- _DIRECTIVE_
Take every line that has the string "index" and copy it out.

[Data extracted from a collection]

:::::

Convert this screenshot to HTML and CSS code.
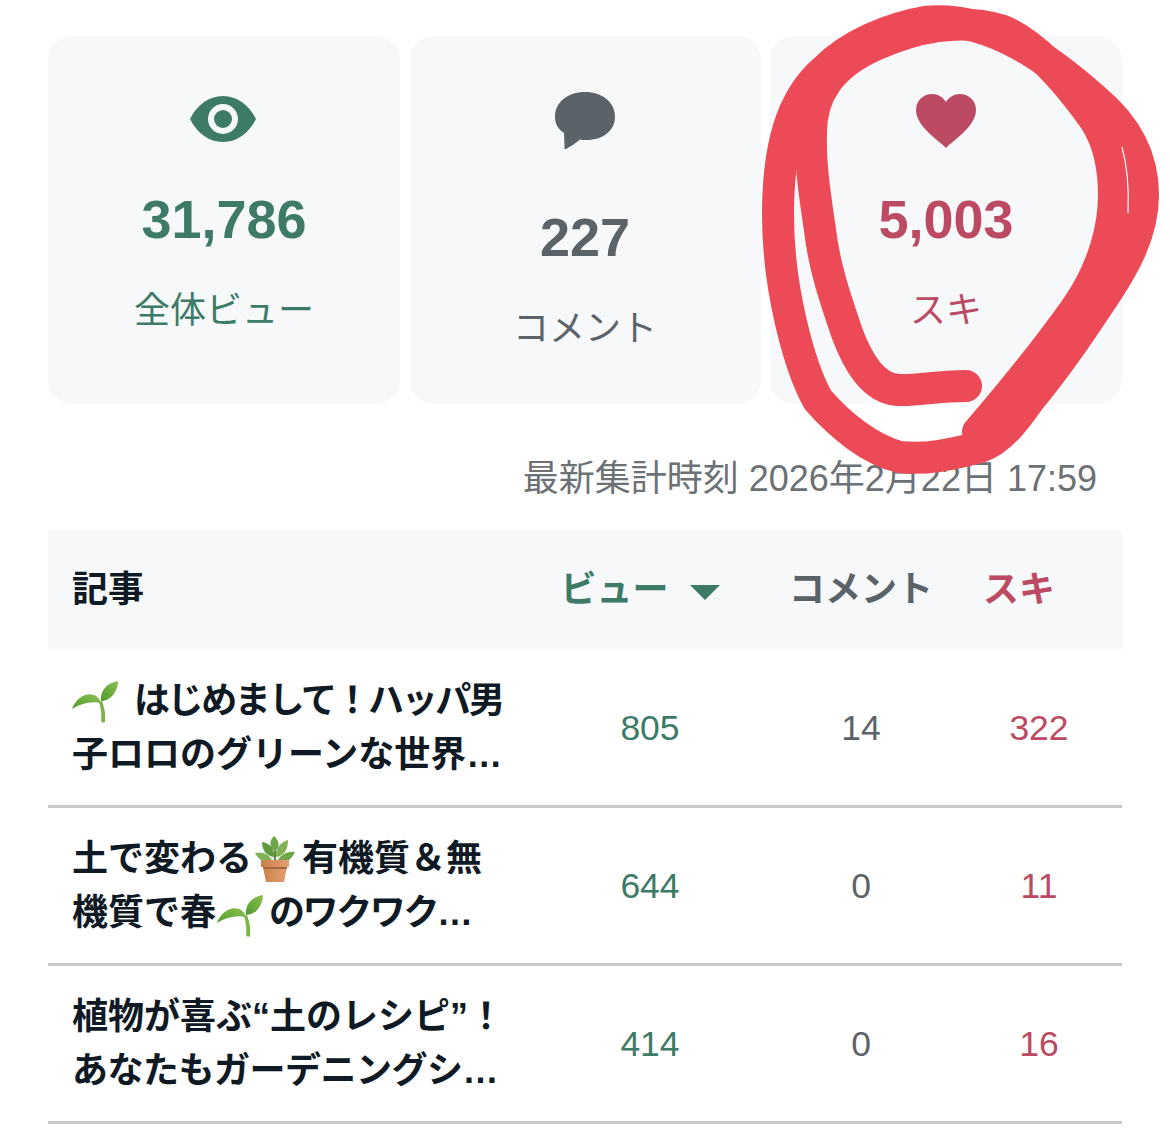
FILE: index.html
```html
<!DOCTYPE html>
<html lang="ja">
<head>
	<meta charset="utf-8">
	<title>ダッシュボード</title>
	<link rel="stylesheet" href="styles.css">
</head>

<body>
	<svg width="0" height="0" class="defs">
		<defs>
			<linearGradient id="leafGrad" x1="0" y1="1" x2="1" y2="0">
				<stop offset="0" stop-color="#4f9a2a"/>
				<stop offset="1" stop-color="#8cc152"/>
			</linearGradient>
			<linearGradient id="potGrad" x1="0" y1="0" x2="1" y2="0">
				<stop offset="0" stop-color="#c97f4c"/>
				<stop offset="1" stop-color="#e5a070"/>
			</linearGradient>
			<symbol id="seedling" viewBox="0 0 46 42">
				<path d="M33 41 C34 32 32 26 30 20 L27 21 C29 28 30 34 29 40 C30 42 32 42 33 41Z" fill="#7cb545"/>
				<path d="M0 28 C4 17 14 11 22 14 C25 15 28 18 29 22 C20 20 9 22 0 28Z" fill="url(#leafGrad)"/>
				<path d="M29 20 C28 9 35 2 46 0 C46 10 39 20 29 20Z" fill="url(#leafGrad)"/>
			</symbol>
			<symbol id="potted" viewBox="0 0 40 46">
				<path d="M20 27 L20 12" stroke="#5d8f3a" stroke-width="2" fill="none"/>
				<path d="M20 15 C14 11 14 5 19 0 C25 5 25 11 20 15Z" fill="#6fa44a"/>
				<path d="M19 21 C11 20 7 14 7 6 C15 7 20 13 19 21Z" fill="#5f9a40"/>
				<path d="M21 21 C29 20 33 14 33 4 C25 6 20 13 21 21Z" fill="#7fb356"/>
				<path d="M18 27 C11 28 4 25 0 17 C8 15 16 19 18 27Z" fill="#80b45a"/>
				<path d="M22 27 C29 28 36 25 40 16 C32 15 24 19 22 27Z" fill="#6ea548"/>
				<path d="M6 24 H34 V31 H32 L29 46 H11 L8 31 H6Z" fill="url(#potGrad)"/>
				<path d="M8 31 H32 V33 H8Z" fill="#a9683c"/>
			</symbol>
		</defs>
	</svg>

	<div class="stats">
		<div class="card card--view">
			<div class="card__icon">
				<svg class="eye" width="66" height="46" viewBox="0 0 66 46">
					<path fill="#3e7b67" fill-rule="evenodd" d="M0 23 C7 9 19 0 33 0 C47 0 59 9 66 23 C59 37 47 46 33 46 C19 46 7 37 0 23Z M33 8 A15 15 0 1 0 33 38 A15 15 0 1 0 33 8Z"/>
					<circle cx="33" cy="23" r="9" fill="#3e7b67"/>
				</svg>
			</div>
			<div class="card__num">31,786</div>
			<div class="card__label">全体ビュー</div>
		</div>
		<div class="card card--comment">
			<div class="card__icon">
				<svg width="60" height="58" viewBox="0 0 60 58">
					<path fill="#5c6368" d="M30 0 C47 0 60 10 60 25 C60 39 47 48 32 48 C29 48 27 48 25 47.500 C21 51 16 54 12 56.500 C10 58 9 57 9.500 55 L9 41 C3 37 0 32 0 25 C0 10 13 0 30 0Z"/>
				</svg>
			</div>
			<div class="card__num">227</div>
			<div class="card__label">コメント</div>
		</div>
		<div class="card card--like">
			<div class="card__icon">
				<svg width="60" height="54" viewBox="0 0 60 54">
					<path fill="#bb4a62" d="M30 54 C25 48 0 33 0 16 C0 6 8 0 16 0 C22 0 27 3 30 8 C33 3 38 0 44 0 C52 0 60 6 60 16 C60 33 35 48 30 54Z"/>
				</svg>
			</div>
			<div class="card__num">5,003</div>
			<div class="card__label">スキ</div>
		</div>
	</div>

	<div class="updated">最新集計時刻 2026年2月22日 17:59</div>

	<div class="table">
		<div class="row row--head">
			<div class="head__title">記事</div>
			<div class="cell head--view">ビュー<span class="arrow"></span></div>
			<div class="cell head--comment">コメント</div>
			<div class="cell head--like">スキ</div>
		</div>
		<div class="row">
			<div class="title">
				<span class="line"><svg class="emoji emoji--first"><use href="#seedling"/></svg><span class="tight">はじめまして！ハッパ男</span></span>
				<span class="line">子ロロのグリーンな世界…</span>
			</div>
			<div class="cell view">805</div>
			<div class="cell comment">14</div>
			<div class="cell like">322</div>
		</div>
		<div class="row">
			<div class="title">
				<span class="line">土で変わる<svg class="emoji emoji--pot"><use href="#potted"/></svg>有機質＆無</span>
				<span class="line">機質で春<svg class="emoji emoji--mid"><use href="#seedling"/></svg><span class="tight">のワクワク…</span></span>
			</div>
			<div class="cell view">644</div>
			<div class="cell comment">0</div>
			<div class="cell like">11</div>
		</div>
		<div class="row">
			<div class="title">
				<span class="line">植物が喜ぶ“土のレシピ”！</span>
				<span class="line slight">あなたもガーデニングシ…</span>
			</div>
			<div class="cell view">414</div>
			<div class="cell comment">0</div>
			<div class="cell like">16</div>
		</div>
	</div>

	<!-- hand drawn circle on top of the page -->
	<svg class="scribble" width="1170" height="1135" viewBox="0 0 1170 1135">
		<g fill="none" stroke="#ec4a56" stroke-width="32" stroke-linecap="round" stroke-linejoin="round">
			<path d="M966 386 C935 386 918 391 898 390 C872 388 857 360 847 333 C834 295 824 265 820 230 C814 190 810 160 811 135 C810 95 830 65 875 45 C915 27 960 18 1000 30 C1035 42 1070 85 1095 120 C1108 140 1114 165 1114 195 C1114 225 1105 268 1075 310 C1050 345 1010 395 978 432"/>
			<path d="M925 22 C990 15 1050 60 1095 100 C1125 125 1143 155 1143 195 C1143 235 1122 270 1098 305 C1075 340 1050 375 1029 400 C1015 420 1000 440 980 447 C950 455 925 460 900 457 C870 450 840 425 818 400 C800 368 778 290 778 215 C778 150 790 100 825 70 C850 45 890 28 925 22Z"/>
		</g>
		<path d="M1122 147 C1127 165 1129 190 1128 213" fill="none" stroke="#fff" stroke-width="1.200"/>
	</svg>
</body>

</html>
```
FILE: styles.css
```css
* {
	box-sizing: border-box;
}

body {
	margin: 0;
	padding: 36px 48px 0;
	height: 1135px;
	overflow: hidden;
	background-color: #fff;
	font-family: "Liberation Sans", "Noto Sans CJK JP", sans-serif;
	font-size: 36px;
	position: relative;
}

.defs {
	display: block;
	height: 0;
}

.stats {
	display: grid;
	grid-template-columns: 352px 351px 352px;
	gap: 9.500px;
}

.card {
	height: 368px;
	padding-top: 56px;
	background-color: #f6f8fa;
	border-radius: 24px;
	display: flex;
	flex-direction: column;
	align-items: center;
}

.card__icon {
	height: 58px;
	display: flex;
	align-items: center;
	justify-content: center;
}

.eye {
	margin: -4px 2px 0 0;
}

.card__num {
	margin-top: 38px;
	font-size: 54px;
	font-weight: bold;
	line-height: 62px;
}

.card__label {
	margin-top: 36px;
	line-height: 50px;
}

.card--comment .card__num {
	margin-top: 56px;
}

.card--view {
	color: #3e7b67;
}

.card--comment {
	color: #5c6368;
}

.card--like {
	color: #bb4a62;
}

.updated {
	margin-top: 50px;
	padding-right: 25px;
	height: 76px;
	line-height: 50px;
	text-align: right;
	color: #6b7175;
}

.row {
	display: grid;
	grid-template-columns: 497px 210px 212px 144px;
	align-items: center;
	height: 158px;
	border-bottom: 3px solid #c8c8c8;
	font-size: 35.500px;
}

.row--head {
	height: 120px;
	padding-bottom: 8px;
	background-color: #f6f8fa;
	border-bottom: none;
	font-size: 36px;
	font-weight: bold;
}

.head__title {
	padding-left: 24px;
	color: #0f1a24;
}

.cell {
	text-align: center;
}

.head--view {
	color: #3e7b67;
	padding-right: 20px;
}

.head--comment {
	color: #5c6368;
}

.head--like {
	color: #bb4a62;
	padding-right: 40px;
}

.arrow {
	display: inline-block;
	width: 0;
	height: 0;
	margin-left: 21px;
	vertical-align: 2px;
	border-left: 15px solid transparent;
	border-right: 15px solid transparent;
	border-top: 15px solid #3e7b67;
}

.title {
	padding-left: 24px;
	font-size: 36px;
	font-weight: bold;
	color: #0f1a24;
	white-space: nowrap;
}

.line {
	display: block;
	height: 54px;
	line-height: 54px;
}

.tight {
	letter-spacing: -2.400px;
}

.slight {
	letter-spacing: -0.500px;
}

.emoji {
	display: inline-block;
}

.emoji--first {
	width: 46px;
	height: 42px;
	margin-right: 16px;
	vertical-align: -10px;
}

.emoji--mid {
	width: 46px;
	height: 42px;
	vertical-align: -12px;
	margin: 0 6px 0 1px;
}

.emoji--pot {
	width: 40px;
	height: 46px;
	vertical-align: -11px;
	margin: 0 7px 0 3px;
}

.view {
	color: #3e7b67;
	padding-top: 2px;
}

.comment {
	color: #5c6368;
	padding-top: 2px;
}

.like {
	color: #bb4a62;
	padding-top: 2px;
}

.scribble {
	position: absolute;
	left: 0;
	top: 0;
}
```
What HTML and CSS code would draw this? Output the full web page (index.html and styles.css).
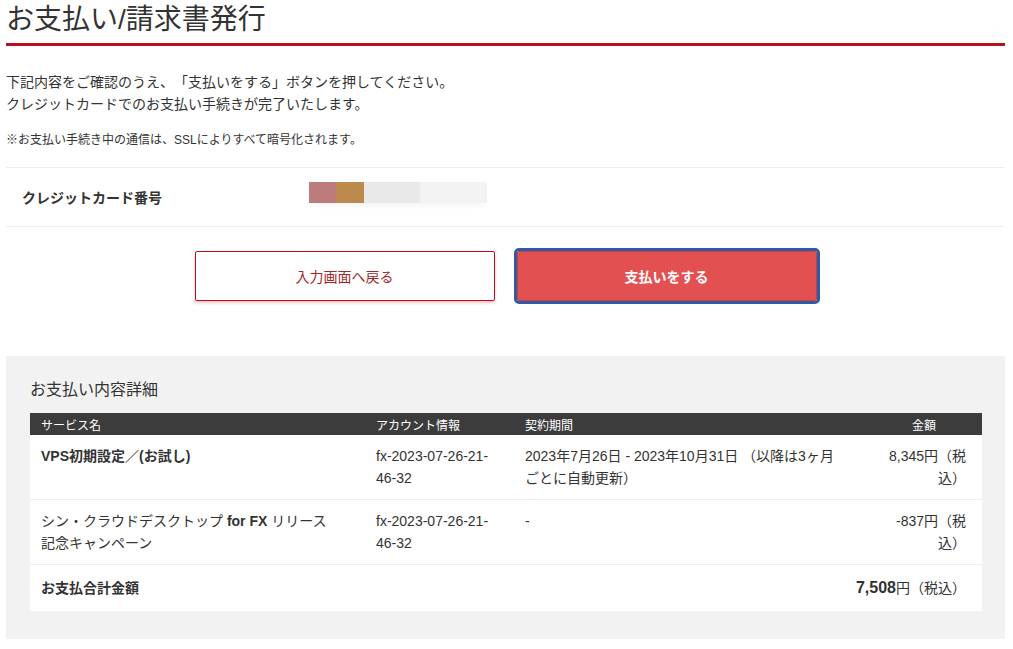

:::::

- _OUTPUT OF THE TASK_
FILE: index.html
What HTML and CSS code would draw this? Output the full web page (index.html and styles.css).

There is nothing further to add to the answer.